United States Court of Appeals For the Seventh Circuit
Evidence – hearsay — excited utterances — present sense impressions
A 911 call was properly admitted under the excited utterance and present sense impression exceptions to the hearsay rule.
“The theory underlying the present sense impression exception ‘is that substantial contemporaneity of event and statement negate the likelihood of deliberate or conscious misrepresentation.’ Fed. R. Evid. 803 advisory committee’s note. Along similar lines, the idea behind the excited utterance exception is that ‘circumstances may produce a condition of excitement which temporarily stills the capacity of reflection and produces utterances free of conscious fabrication.’ Id. In other words, the statement must have been a spontaneous reaction to the startling event and not the result of reflective thought. 2 McCormick on Evidence § 272 (7th ed. 2013). But that is not to say the spontaneity exceptions in the Federal Rules of Evidence necessarily rest on a sound foundation. We have said before regarding the reasoning behind the present sense impression that ‘[a]s with much of the folk psychology of evidence, it is difficult to take this rationale entirely seriously, since people are entirely capable of spontaneous lies in emotional circumstances.’ See Lust v. Sealy, 383 F.3d 580, 588 (7th Cir. 2004) (noting studies showing that less than one second is needed to fabricate a lie) (citing Douglas D. McFarland, Present Sense Impressions Cannot Live in the Past, 28 Fla. St. U. L. Rev. 907, 916 (2001)). As for the excited utterance exception, ‘The entire basis for the exception may … be questioned. While psychologists would probably concede that excitement minimizes the reflective self-interest influencing the declarant’s statements, they have questioned whether this might be outweighed by the distorting effect of shock and excitement upon the declarant’s observation and judgement.’ 2 McCormick on Evidence § 272 (7th ed. 2013).”
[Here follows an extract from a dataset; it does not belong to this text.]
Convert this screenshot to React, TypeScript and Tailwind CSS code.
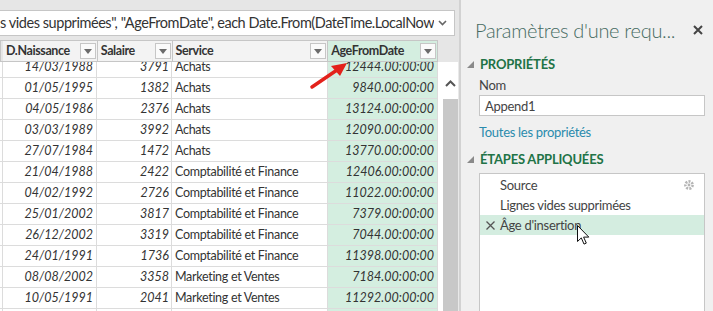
const ROWS = [
  ['14/03/1988', '3791', 'Achats', '12444.00:00:00'],
  ['01/05/1995', '1382', 'Achats', '9840.00:00:00'],
  ['04/05/1986', '2376', 'Achats', '13124.00:00:00'],
  ['03/03/1989', '3992', 'Achats', '12090.00:00:00'],
  ['27/07/1984', '1472', 'Achats', '13770.00:00:00'],
  ['21/04/1988', '2422', 'Comptabilité et Finance', '12406.00:00:00'],
  ['04/02/1992', '2726', 'Comptabilité et Finance', '11022.00:00:00'],
  ['25/01/2002', '3817', 'Comptabilité et Finance', '7379.00:00:00'],
  ['26/12/2002', '3319', 'Comptabilité et Finance', '7044.00:00:00'],
  ['24/01/1991', '1736', 'Comptabilité et Finance', '11398.00:00:00'],
  ['08/08/2002', '3358', 'Marketing et Ventes', '7184.00:00:00'],
  ['10/05/1991', '2041', 'Marketing et Ventes', '11292.00:00:00'],
  ['', '', '', ''],
]

function FilterButton() {
  return (
    <span className="flex h-[16px] w-[16px] shrink-0 items-center justify-center border border-[#c6c6c6] bg-[#fafafa]">
      <svg width="8" height="5" viewBox="0 0 8 5">
        <path d="M0 0h8L4 5z" fill="#6b6b6b" />
      </svg>
    </span>
  )
}

function HeaderCell({ label, width, active }: { label: string; width: string; active?: boolean }) {
  return (
    <div
      className={`flex ${width} items-center justify-between border-r border-[#c6c6c6] pl-[3px] pr-[1px] ${active ? 'bg-[#d4eee0]' : 'bg-[#f3f3f3]'}`}
    >
      <span className="whitespace-nowrap text-[12.5px] font-bold tracking-[-0.4px] text-[#333]">{label}</span>
      <FilterButton />
    </div>
  )
}

function Caret() {
  return (
    <svg width="7" height="7" viewBox="0 0 7 7">
      <path d="M7 0V7H0z" fill="#8a8a8a" />
    </svg>
  )
}

export default function App() {
  return (
    <div
      className="relative flex h-[311px] w-[713px] overflow-hidden bg-[#e6e6e6] text-[12.5px]"
      style={{ fontFamily: 'Lato, "Noto Sans", sans-serif' }}
    >
      {/* Zone requête */}
      <div className="flex h-[311px] w-[459px] shrink-0 flex-col">
        <div className="mt-[10px] flex h-[26px] w-[455px] shrink-0 items-center justify-between overflow-hidden border border-l-0 border-[#c6c6c6] bg-white pr-[7px]">
          <span className="overflow-hidden whitespace-nowrap text-[14.5px] tracking-[-0.45px] text-[#333]">
            s vides supprimées", "AgeFromDate", each Date.From(DateTime.LocalNow
          </span>
          <svg width="9" height="6" viewBox="0 0 9 6" className="shrink-0">
            <path d="M1 1l3.5 3.5L8 1" stroke="#666" strokeWidth="1.6" fill="none" />
          </svg>
        </div>

        <div className="mt-[4px] flex min-h-0 flex-1">
          <div className="flex w-[438px] flex-col">
            <div className="flex h-[22px] shrink-0 border-y border-l border-[#c6c6c6] pl-[2px]">
              <HeaderCell label="D.Naissance" width="w-[95px]" />
              <HeaderCell label="Salaire" width="w-[75px]" />
              <HeaderCell label="Service" width="w-[156px]" />
              <HeaderCell label="AgeFromDate" width="w-[110px]" active />
            </div>
            <div className="min-h-0 flex-1 overflow-hidden bg-white">
              <div className="-mt-[5px]">
                {ROWS.map((r, i) => (
                  <div key={i} className="flex h-[21px] border-b border-[#dcdcdc] pl-[2px] text-[#333]">
                    <div className="flex w-[95px] items-center justify-end border-x border-[#dcdcdc] pr-[3px] italic">
                      {r[0]}
                    </div>
                    <div className="flex w-[75px] items-center justify-end border-r border-[#dcdcdc] pr-[2px] italic">
                      {r[1]}
                    </div>
                    <div className="flex w-[156px] items-center border-r border-[#dcdcdc] pl-[3px] tracking-[-0.3px]">
                      {r[2]}
                    </div>
                    <div className="flex w-[110px] items-center justify-end border-r border-[#dcdcdc] bg-[#d4eee0] pr-[3px] italic">
                      {r[3]}
                    </div>
                  </div>
                ))}
              </div>
            </div>
          </div>

          <div className="flex w-[21px] flex-col">
            <div className="h-[22px] shrink-0" />
            <div className="flex flex-1 bg-white">
              <div className="w-[5px]" />
              <div className="flex w-[15px] flex-col">
                <div className="flex h-[37px] items-end justify-center pb-[12px]">
                  <svg width="11" height="7" viewBox="0 0 11 7">
                    <path d="M1 6l4.5-4.5L10 6" stroke="#555" strokeWidth="2" fill="none" />
                  </svg>
                </div>
                <div className="flex-1 bg-[#c8c8c8]" />
              </div>
              <div className="w-[1px] bg-[#e9e9e9]" />
            </div>
          </div>
        </div>
      </div>

      <div className="w-[2px] shrink-0 bg-[#d2d2d2]" />

      {/* Paramètres d'une requête */}
      <div className="flex w-[252px] shrink-0 flex-col bg-[#f0f0f0] pl-[6px] pr-[8px] text-[13px] leading-[20px] tracking-[-0.3px] text-[#444]">
        <div className="mt-[15px] flex items-center justify-between pl-[8px]">
          <span className="whitespace-nowrap text-[20px] font-light leading-[30px] text-[#466b62]">
            Paramètres d'une requ...
          </span>
          <svg width="10" height="10" viewBox="0 0 10 10" className="mr-[2px] shrink-0">
            <path d="M1 1l8 8M9 1l-8 8" stroke="#444" strokeWidth="2" />
          </svg>
        </div>

        <div className="mt-[9px] flex items-center gap-[6px]">
          <Caret />
          <span className="font-bold tracking-[-0.2px] text-[#217346]">PROPRIÉTÉS</span>
        </div>
        <div className="mt-[1px] pl-[12px]">Nom</div>
        <div className="ml-[12px] flex h-[21px] items-center border border-[#c6c6c6] bg-white pl-[5px]">
          Append1
        </div>
        <div className="mt-[6px] pl-[12px] text-[#2a8bad]">Toutes les propriétés</div>

        <div className="mt-[7px] flex items-center gap-[6px]">
          <Caret />
          <span className="font-bold tracking-[-0.2px] text-[#217346]">ÉTAPES APPLIQUÉES</span>
        </div>
        <div className="relative ml-[12px] mt-[4px] flex-1 border border-b-0 border-[#c6c6c6] bg-white pt-[1px]">
          <div className="flex h-[20px] items-center justify-between pl-[20px] pr-[9px]">
            <span>Source</span>
            <svg width="12" height="12" viewBox="0 0 12 12">
              <circle cx="6" cy="6" r="3.6" fill="none" stroke="#b5b5b5" strokeWidth="2.6" strokeDasharray="2 1.2" />
              <circle cx="6" cy="6" r="1.4" fill="#b5b5b5" />
            </svg>
          </div>
          <div className="flex h-[20px] items-center pl-[20px]">Lignes vides supprimées</div>
          <div className="flex h-[20px] items-center bg-[#d4ede0] pl-[6px]">
            <svg width="9" height="9" viewBox="0 0 9 9" className="mr-[5px]">
              <path d="M0.5 0.5l8 8M8.5 0.5l-8 8" stroke="#555" strokeWidth="1.3" />
            </svg>
            <span>Âge d'insertion</span>
          </div>
          <svg width="13" height="20" viewBox="0 0 13 20" className="absolute left-[97px] top-[51px]">
            <path d="M0.5 0.5v16l3.8-3.6 2.7 6.2 2.3-1-2.7-6h5.2z" fill="white" stroke="#111" strokeWidth="1" />
          </svg>
        </div>
      </div>

      {/* Flèche rouge */}
      <svg width="40" height="30" viewBox="0 0 40 30" className="absolute left-[309px] top-[60px]">
        <path d="M3 27L28 10" stroke="#e3211b" strokeWidth="3.5" strokeLinecap="round" />
        <path d="M38 3L22 6l9 10z" fill="#e3211b" />
      </svg>
    </div>
  )
}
“Nonetheless, we have recognized that despite these issues, the exceptions are well-established. See Ferrier v. Duckworth, 902 F.2d 545, 547–48 (7th Cir. 1990); see also White v. Illinois, 502 U.S. 346, 356 n.8 (1992) (describing excited utterance as a ‘firmly rooted’ exception to the general prohibition against hearsay). Boyce, while pointing to some of this criticism, does not ask us to find the exceptions utterly invalid, and so we proceed to consider his arguments that the exceptions do not apply in the circumstances of his case.”
Appeal from the United States District Court for the Northern District of Illinois, Dow, J., Williams, J.